Some momentum exists. Ukraine's judiciary has opened 127 preliminary investigations into international crimes targeting journalists since February 2022. France and the International Criminal Court have classified crimes against journalists in Syria and Belarus as crimes against humanity—specifically persecution. In April 2026, the Genocide Network, a coalition of prosecutors from 34 states operating through Eurojust, formally drew attention to international crimes committed against journalists for the first time. These are not symbolic gestures. They represent a shift in how the international system understands attacks on the press: not as isolated incidents, but as coordinated persecution.
Yet these examples remain exceptions. The broader pattern is one of erosion. Without sustained political will from democratic states—without treating journalist protection as a prosecutorial priority, not an afterthought—impunity will continue to deepen. The law will remain a tool of suppression rather than protection. And the space for reporting, for holding power accountable, will continue to shrink.
Notable Quotes
The criminalisation of journalism is not the result of legal vacuums, but rather the subversion of existing legal tools and a lack of political will to protect it.— Reporters Without Borders, 2026 World Press Freedom Index
Democratic states must make protecting journalists a political and prosecutorial priority, or impunity and the law of the jungle will continue to thrive.— Reporters Without Borders analysis
The Hearth Conversation Another angle on the story
Why does this matter so much right now? Hasn't journalism always faced pressure?
The difference is the method. Physical violence and censorship are crude. Using the law—using courts, criminal charges, defamation suits—is elegant. It's legal. It looks legitimate. And it works because journalists have to defend themselves in court instead of doing their work.
But these laws exist to protect people from defamation and harm.
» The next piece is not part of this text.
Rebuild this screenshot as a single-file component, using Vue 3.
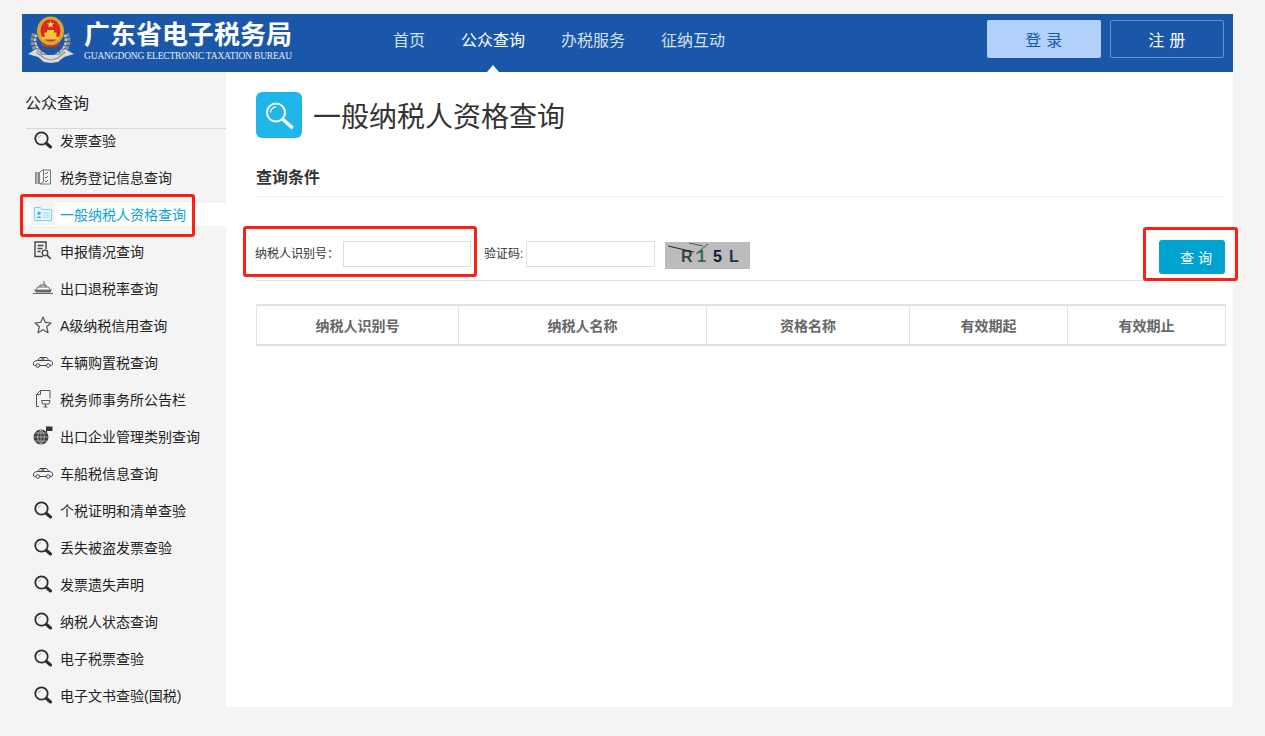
<template>
  <div class="page">
    <header class="top">
      <div class="logo">
        <svg class="emblem" width="48" height="48" viewBox="0 0 48 48">
          <path d="M8 18C4 28 9 37 19 41M39 18C43 28 38 37 28 41" fill="none" stroke="#8f918c" stroke-width="6" stroke-dasharray="3 1"/>
          <path d="M9 19C6 28 11 35 19 39M38 19C41 28 36 35 28 39" fill="none" stroke="#e4e6e2" stroke-width="1.500" stroke-dasharray="2 2"/>
          <path d="M1 38L9 33L15 39L32 39L38 33L47 38L37 41L31 46L24 47L17 46L11 41Z" fill="#d9dbdd"/>
          <path d="M9 36L17 42L24 44L31 42L38 36" fill="none" stroke="#8e9093" stroke-width="1.200"/>
          <ellipse cx="23.500" cy="15" rx="13.500" ry="14.500" fill="#d8a52e"/>
          <ellipse cx="23.500" cy="14.500" rx="10" ry="11" fill="#d9281f"/>
          <path d="M23.500 4.500l1 2.700 2.900.1-2.300 1.700.8 2.800-2.400-1.600-2.400 1.600.8-2.800-2.300-1.700 2.900-.1z" fill="#f6cf3c"/>
          <path d="M15 21h17v2.500H15zM17.500 16.500h12V21h-12zM20 14h7v2.500h-7z" fill="#f1c63a"/>
          <path d="M14 28q9.500 5 19 0" fill="none" stroke="#c8352a" stroke-width="2"/>
        </svg>
        <div class="logo-text">
          <div class="logo-cn">广东省电子税务局</div>
          <div class="logo-en">GUANGDONG ELECTRONIC TAXATION BUREAU</div>
        </div>
      </div>
      <nav class="nav">
        <a v-for="n in navs" :key="n" :class="['nav-item', { active: n === '公众查询' }]">{{ n }}</a>
      </nav>
      <div class="btns">
        <button class="btn login">登 录</button>
        <button class="btn reg">注 册</button>
      </div>
    </header>

    <div class="body">
      <aside class="side">
        <div class="side-title">公众查询</div>
        <ul class="menu">
          <li v-for="m in menus" :key="m.name" :class="['menu-item', { current: m.current }]">
            <span class="menu-icon">
              <svg v-if="m.icon === 'search'" width="18" height="18" viewBox="0 0 18 18" fill="none">
                <circle cx="7.500" cy="7.500" r="6.200" stroke="#2c2c2c" stroke-width="1.800"/>
                <path d="M4.500 7a3 3 0 0 1 2.500-2.600" stroke="#aaa" stroke-width="1"/>
                <path d="M12.500 12.500L16.500 16" stroke="#2c2c2c" stroke-width="3" stroke-linecap="round"/>
              </svg>
              <svg v-else-if="m.icon === 'book'" width="18" height="16" viewBox="0 0 18 16" fill="none">
                <path d="M1 3h5v12H1z" fill="#888"/>
                <path d="M3.200 3v12" stroke="#f4f4f4" stroke-width=".8"/>
                <path d="M6 3l3.500-2.500v12.500L6 15M9.500 1h7v14H6" stroke="#777" stroke-width="1"/>
                <path d="M11 4l1 1 2-2M11 8l1 1 2-2M11 12l1 1 2-2" stroke="#666" stroke-width="1"/>
              </svg>
              <svg v-else-if="m.icon === 'card'" width="18" height="14" viewBox="0 0 18 14" fill="none">
                <path d="M.5 13.500V.5h6l1.500 2h9.500v11z" fill="#e6f6fd" stroke="#7fd0f0"/>
                <circle cx="5" cy="6.300" r="1.700" fill="#3fb4e3"/>
                <path d="M2.500 11q2.500-3.500 5 0z" fill="#3fb4e3"/>
                <path d="M9.500 5.500h6v5.500h-6z" fill="#b5e3f6"/>
                <path d="M9.500 7.300h6M9.500 9.100h6" stroke="#e6f6fd" stroke-width=".6"/>
              </svg>
              <svg v-else-if="m.icon === 'report'" width="18" height="19" viewBox="0 0 18 19" fill="none">
                <path d="M9 15.500H1V1h11v7" stroke="#444" stroke-width="1.400"/>
                <path d="M3.500 4.500h6M3.500 7.500h5M3.500 10.500h3" stroke="#444" stroke-width="1.400"/>
                <circle cx="11" cy="12" r="2.800" stroke="#444" stroke-width="1.300"/>
                <path d="M13 14.200l3.800 3.600" stroke="#444" stroke-width="1.600"/>
              </svg>
              <svg v-else-if="m.icon === 'ship'" width="20" height="13" viewBox="0 0 20 13" fill="none">
                <path d="M0 12.500h20" stroke="#666"/>
                <path d="M1 8.500h18l-1.500 3H3z" fill="#666"/>
                <path d="M3.500 8.500l1-2.500h11l1.500 2.500" stroke="#666"/>
                <path d="M5 8h1.500M8 8h1.500M11 8h1.500M14 8h1.500" stroke="#f4f4f4"/>
                <path d="M7 6V4h6v2" stroke="#555"/>
                <path d="M10.500 0h1v4h-1z" fill="#555"/>
              </svg>
              <svg v-else-if="m.icon === 'star'" width="18" height="18" viewBox="0 0 18 18" fill="none">
                <path d="M9 1l2.300 5.400 5.700.6-4.300 3.800 1.300 5.900L9 13.700l-5 3 1.300-5.900L1 7l5.700-.6z" stroke="#555" stroke-width="1.200" stroke-linejoin="round"/>
              </svg>
              <svg v-else-if="m.icon === 'car'" width="20" height="12" viewBox="0 0 20 12" fill="none">
                <path d="M3 9.500H1.500Q.5 9.500.5 8V6.500Q1 4.800 4.500 4.500L7 1.500h6.500L16 4.500q3.500.3 3.500 2V8q0 1.500-1 1.500H17M6.500 9.500h7M4.500 4.500H16" stroke="#444" stroke-width="1"/>
                <path d="M10 1.500v3M7.500 3h4" stroke="#444" stroke-width=".8"/>
                <circle cx="4.800" cy="9.500" r="1.800" stroke="#444"/>
                <circle cx="15.200" cy="9.500" r="1.800" stroke="#444"/>
              </svg>
              <svg v-else-if="m.icon === 'doc'" width="15" height="18" viewBox="0 0 15 18" fill="none">
                <path d="M4.500.5h9.500v8M3 16.500H.5V4.500l4-4v4h-4" stroke="#555"/>
                <path d="M5.500 10.500h8.500l-1 3.500H6.500zM9.500 14v3M7.500 17h4" stroke="#555"/>
              </svg>
              <svg v-else width="20" height="19" viewBox="0 0 20 19" fill="none">
                <circle cx="8" cy="11" r="7.500" fill="#3d3d3d"/>
                <path d="M.5 11h15M8 3.500v15M1.800 7h12.400M1.800 15h12.400M8 3.500q-7 7.500 0 15M8 3.500q7 7.500 0 15" stroke="#c8c8c8" stroke-width=".7"/>
                <path d="M13.500 7V.5" stroke="#333"/>
                <path d="M14 .5h5.500v4.500H14z" fill="#333"/>
              </svg>
            </span>
            <span class="menu-name">{{ m.name }}</span>
          </li>
        </ul>
      </aside>

      <main class="main">
        <div class="head">
          <span class="head-icon">
            <svg width="30" height="30" viewBox="0 0 30 30" fill="none">
              <circle cx="12" cy="12.500" r="9" stroke="#fff" stroke-width="2"/>
              <path d="M6.500 12.500A5.500 5.500 0 0 1 12 7" stroke="#fff" stroke-width="1.300"/>
              <path d="M19 19.500l8.500 7.500" stroke="#fff" stroke-width="3.600" stroke-linecap="round"/>
            </svg>
          </span>
          <h1 class="head-title">一般纳税人资格查询</h1>
        </div>
        <div class="section">查询条件</div>

        <div class="form">
          <label class="lab lab-id">纳税人识别号：</label>
          <input class="ipt ipt-id" type="text" />
          <label class="lab lab-code">验证码:</label>
          <input class="ipt" type="text" />
          <div class="captcha">
            <span class="cc c1">R</span><span class="cc c2">1</span><span class="cc c3">5</span><span class="cc c4">L</span>
            <svg class="captcha-lines" width="85" height="27" viewBox="0 0 85 27" fill="none">
              <path d="M3 4L29 10" stroke="#222" stroke-width="1"/>
              <path d="M24 1L38 4M43 2L31 12" stroke="#333" stroke-width=".8"/>
            </svg>
          </div>
          <button class="query">查 询</button>
        </div>

        <table class="tbl">
          <thead>
            <tr>
              <th v-for="c in cols" :key="c.t" :style="{ width: c.w + 'px' }">{{ c.t }}</th>
            </tr>
          </thead>
        </table>

        <i class="mark m-id"></i>
        <i class="mark m-query"></i>
      </main>
      <i class="mark m-menu"></i>
    </div>
  </div>
</template>

<script setup>
const navs = ['首页', '公众查询', '办税服务', '征纳互动']

const menus = [
  { name: '发票查验', icon: 'search' },
  { name: '税务登记信息查询', icon: 'book' },
  { name: '一般纳税人资格查询', icon: 'card', current: true },
  { name: '申报情况查询', icon: 'report' },
  { name: '出口退税率查询', icon: 'ship' },
  { name: 'A级纳税信用查询', icon: 'star' },
  { name: '车辆购置税查询', icon: 'car' },
  { name: '税务师事务所公告栏', icon: 'doc' },
  { name: '出口企业管理类别查询', icon: 'globe' },
  { name: '车船税信息查询', icon: 'car' },
  { name: '个税证明和清单查验', icon: 'search' },
  { name: '丢失被盗发票查验', icon: 'search' },
  { name: '发票遗失声明', icon: 'search' },
  { name: '纳税人状态查询', icon: 'search' },
  { name: '电子税票查验', icon: 'search' },
  { name: '电子文书查验(国税)', icon: 'search' }
]

const cols = [
  { t: '纳税人识别号', w: 202 },
  { t: '纳税人名称', w: 248 },
  { t: '资格名称', w: 203 },
  { t: '有效期起', w: 158 },
  { t: '有效期止', w: 158 }
]
</script>

<style>
html, body {
  margin: 0;
  background: #f4f4f4;
}
</style>

<style scoped>
.page {
  width: 1211px;
  margin-left: 22px;
  padding: 14px 0 29px;
  font-family: "Liberation Sans", "Noto Sans CJK SC", sans-serif;
}

.top {
  display: flex;
  height: 58px;
  background: #1a57a8;
}

.logo {
  display: flex;
  width: 371px;
  padding-left: 5px;
  box-sizing: border-box;
}

.emblem {
  margin-top: 2px;
  flex-shrink: 0;
}

.logo-text {
  margin-left: 9px;
  color: #fff;
}

.logo-cn {
  margin-top: 6px;
  height: 30px;
  font-size: 26px;
  line-height: 30px;
  font-weight: 700;
  white-space: nowrap;
}

.logo-en {
  font-family: "Liberation Serif", serif;
  font-size: 9.500px;
  line-height: 12px;
  letter-spacing: -.17px;
  white-space: nowrap;
  color: #e6edf7;
}

.nav {
  display: flex;
  gap: 36px;
  flex: 1;
}

.nav-item {
  position: relative;
  font-size: 16px;
  line-height: 54px;
  color: #d3e0f2;
}

.nav-item.active {
  color: #fff;
}

.nav-item.active::after {
  content: "";
  position: absolute;
  left: 50%;
  bottom: 0;
  margin-left: -6px;
  border: 6px solid transparent;
  border-top: 0;
  border-bottom: 7px solid #fff;
}

.btns {
  display: flex;
  gap: 9px;
  margin: 6px 9px 0 0;
}

.btn {
  width: 114px;
  height: 38px;
  border-radius: 2px;
  font-family: inherit;
  font-size: 16px;
  letter-spacing: .3px;
  padding: 0;
}

.login {
  border: 0;
  background: #b2d2fd;
  color: #1a57a8;
}

.reg {
  border: 1px solid #6a93c9;
  background: #1a57a8;
  color: #fff;
}

.body {
  position: relative;
  display: flex;
  height: 635px;
}

.side {
  width: 204px;
  flex-shrink: 0;
  padding-left: 3px;
  box-sizing: border-box;
  background: #f4f4f4;
  overflow: hidden;
}

.side-title {
  height: 56px;
  box-sizing: border-box;
  line-height: 64px;
  font-size: 16px;
  color: #222;
}

.menu {
  list-style: none;
  margin: 0 0 0 1px;
  padding: 0;
  border-top: 1px solid #d8d8d8;
}

.menu-item {
  display: flex;
  align-items: center;
  height: 37px;
  font-size: 14px;
  color: #222;
}

.menu-item:first-child {
  margin-top: -8px;
}

.menu-item.current {
  position: relative;
  color: #0da4d3;
}

.menu-item.current::before {
  content: "";
  position: absolute;
  left: 0;
  right: 0;
  top: 8px;
  height: 23px;
  background: #fff;
}

.menu-icon {
  position: relative;
  display: flex;
  align-items: center;
  justify-content: center;
  width: 24px;
  height: 23px;
  margin: 0 5px;
}

.current .menu-icon {
  background: #f4f4f4;
}

.menu-name {
  position: relative;
  white-space: nowrap;
}

.main {
  position: relative;
  flex: 1;
  min-width: 0;
  background: #fff;
  padding: 20px 8px 0 30px;
  box-sizing: border-box;
}

.head {
  display: flex;
  align-items: center;
  height: 46px;
}

.head-icon {
  display: flex;
  align-items: center;
  justify-content: center;
  width: 46px;
  height: 46px;
  border-radius: 6px;
  background: #21b6e9;
}

.head-title {
  margin: 0 0 0 11px;
  font-size: 28px;
  font-weight: 400;
  color: #333;
}

.section {
  margin-top: 25px;
  padding-bottom: 8px;
  height: 25px;
  line-height: 30px;
  font-size: 16px;
  font-weight: 700;
  color: #333;
  border-bottom: 1px solid #eee;
}

.form {
  display: flex;
  align-items: flex-start;
  height: 84px;
  box-sizing: border-box;
  padding-top: 44px;
  border-bottom: 1px solid #e2e2e2;
}

.lab {
  font-size: 12px;
  line-height: 26px;
  color: #333;
  white-space: nowrap;
}

.lab-id {
  width: 88px;
  margin-left: -1px;
}

.lab-code {
  width: 42px;
  margin-left: 13px;
}

.ipt {
  width: 129px;
  height: 26px;
  box-sizing: border-box;
  border: 1px solid #ddd;
  background: #fff;
  padding: 0;
  outline: none;
}

.ipt-id {
  width: 128px;
}

.captcha {
  position: relative;
  display: flex;
  width: 85px;
  height: 27px;
  margin: 1px 0 0 10px;
  padding-left: 16px;
  box-sizing: border-box;
  background: #bcbcbc;
  font-size: 16px;
  font-weight: 700;
  line-height: 30px;
}

.captcha-lines {
  position: absolute;
  left: 0;
  top: 0;
}

.cc {
  width: 16px;
}

.c1 { color: #2f4a3f; }
.c2 { color: #2d6e4e; }
.c3 { color: #16163f; }
.c4 { color: #25304f; }

.query {
  width: 66px;
  height: 34px;
  margin: -1px 0 0 auto;
  padding: 0 0 0 8px;
  border: 0;
  border-radius: 3px;
  background: #00a3cf;
  color: #fff;
  font-family: inherit;
  font-size: 14px;
}

.tbl {
  width: 969px;
  margin-top: 23px;
  border-collapse: collapse;
  table-layout: fixed;
  border-top: 2px solid #e3e3e3;
  border-bottom: 2px solid #e0e0e0;
  border-left: 1px solid #e3e3e3;
  border-right: 1px solid #e3e3e3;
}

.tbl th {
  box-sizing: border-box;
  height: 40px;
  padding: 0;
  border-left: 1px solid #e3e3e3;
  font-size: 14px;
  font-weight: 700;
  color: #666;
}

.tbl th:first-child {
  border-left: 0;
}

.mark {
  position: absolute;
  box-sizing: border-box;
  border: 3px solid #fb2016;
  border-radius: 3px;
}

.m-menu {
  left: -2px;
  top: 122px;
  width: 175px;
  height: 43px;
}

.m-id {
  left: 17px;
  top: 154px;
  width: 234px;
  height: 51px;
}

.m-query {
  left: 917px;
  top: 155px;
  width: 95px;
  height: 54px;
}
</style>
Aren't there legitimate cases?
Absolutely. The problem is distinguishing legitimate cases from abusive ones. A SLAPP is filed not to win, but to exhaust. The goal is the legal process itself—the bills, the time, the fear. A journalist can be bankrupted by a case they ultimately win.
So what's the solution? More laws?
Not more laws. Better enforcement of the ones we have. And specific protections against abuse—mechanisms to dismiss frivolous cases quickly, sanctions against those who file them. The Council of Europe has already mapped this out.
You mentioned 90 percent of crimes go unpunished. That seems almost impossible.
It reflects a choice. Prosecutors don't prioritize these cases. Governments don't fund investigations. There's no political cost for letting perpetrators walk free. That has to change.
The Ukraine and ICC examples—do those suggest things are shifting?
They suggest it's possible. When prosecutors treat attacks on journalists as crimes against humanity, not isolated incidents, accountability becomes real. But these are still exceptions. The broader pattern is still impunity.
What would meaningful change actually look like?
Democratic governments treating journalist protection as a prosecutorial priority, not an afterthought. Specialized training for judges. International cooperation to pursue perpetrators across borders. Annual reporting on progress. It's not revolutionary. It's just political will.